What is a sushi knife?
In Japan, there is no ‘sushi knife’ – their differentiations between types of knives are even more granular than that. What we understand to be a sushi knife in the West is typically one of several types of Japanese knife designed to make thin slices of raw meat. These knives are largely similar, and designed for similar usage, which is why we group them together as sushi knives, but it is helpful to understand the different types available, and the cooking they are designed for.
Contrary to popular belief, sushi isn’t defined by the use of raw fish.

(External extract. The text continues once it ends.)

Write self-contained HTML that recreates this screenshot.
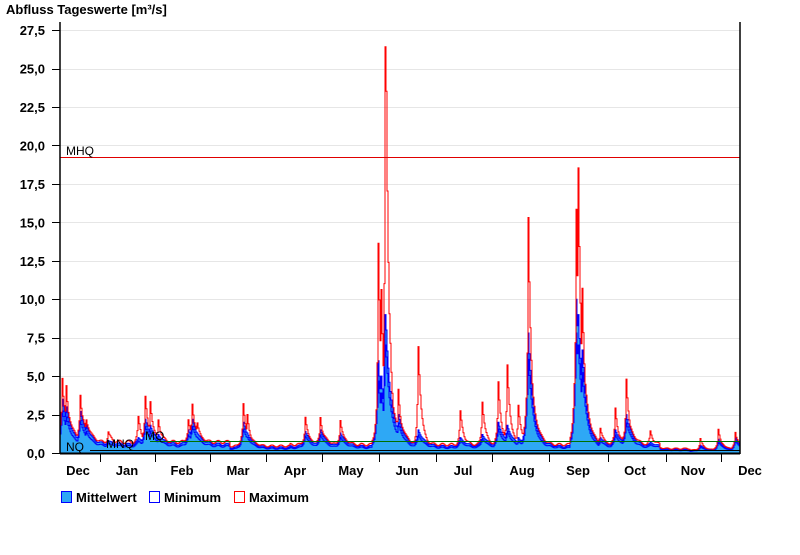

Raw fish is indeed a staple of sushi, but the defining element is actually rice imbued with vinegar. Sushi translates roughly to ‘it is sour’, referring to the taste of this vinegar.(1) This rice is then typically served with vegetables or meat, which can be either cooked or raw. You can rea about the Japanese Nakiri knife here, which is specially designed for chopping vegetables.
Another similar Japanese cuisine is sashimi, which involves thinly sliced raw meat.(2) Sashimi requires a similar type of knife to sushi, and for that reason sashimi knives are commonly used as sushi knives also.
Types of knife
Knives used for sashimi are known as sashimi bōchō, or sashimi knives. There are several types of sashimi bōchō, but the one most relevant to sushi is the yanagiba. Also known as the yanagi, yanagi-ba or Yanagi-ba-bōchō, this knife is designed for making thin slices of meat for sashimi. The name for this blade actually translates to ‘willow blade’. These knives use a long, thin blade to slice through raw meat in one long cut, without damaging the delicate texture of your food.
Another type of knife is the kiritsuke. This knife is a hybrid, combining the long length of a yanagiba with the height and profile of the usuba, a thin chopping knife. On the whole though, it’s still a similar knife to a yanagiba.
Each of these knives is united by the use of a long blade, typically between 9 and 11 inches long. The blades used tend to be very thin, to help your cuts to glide through meat without causing any damage.
Hardness – is a harder knife better?
Japanese knives are built to a set of unique design principles, which are remarkably different to the majority of knives used in the west. This can surprise some chefs who are unaware of these qualities, sometimes even leading to damage to the knife.
For example, the best Japanese knives, especially sushi knives, are typically harder than western knives. The hardness of a knife is often measured by the Rockwell hardness test, which gives a numerical value describing the hardness of a knife, with a higher number indicating a harder knife.(3) While western knives usually boast a hardness of 54-58, you’ll notice that many of the knives we’ve reviewed below have scores which are well over 60.
A higher hardness has advantages – it gives a blade superior edge retention, which means you won’t have to sharpen it as often. It will also be less likely to be permanently bent, making your knives tough. However, what many chefs inexperienced with these blades don’t realize is that their hardness also makes them more brittle. This means that you can chip these blades easily if you chop too firmly against hard objects such as bones or a countertop, and especially if you were to drop a blade. This means these knifes require care and it might be worth your while also checking out the best knife sharpening stones.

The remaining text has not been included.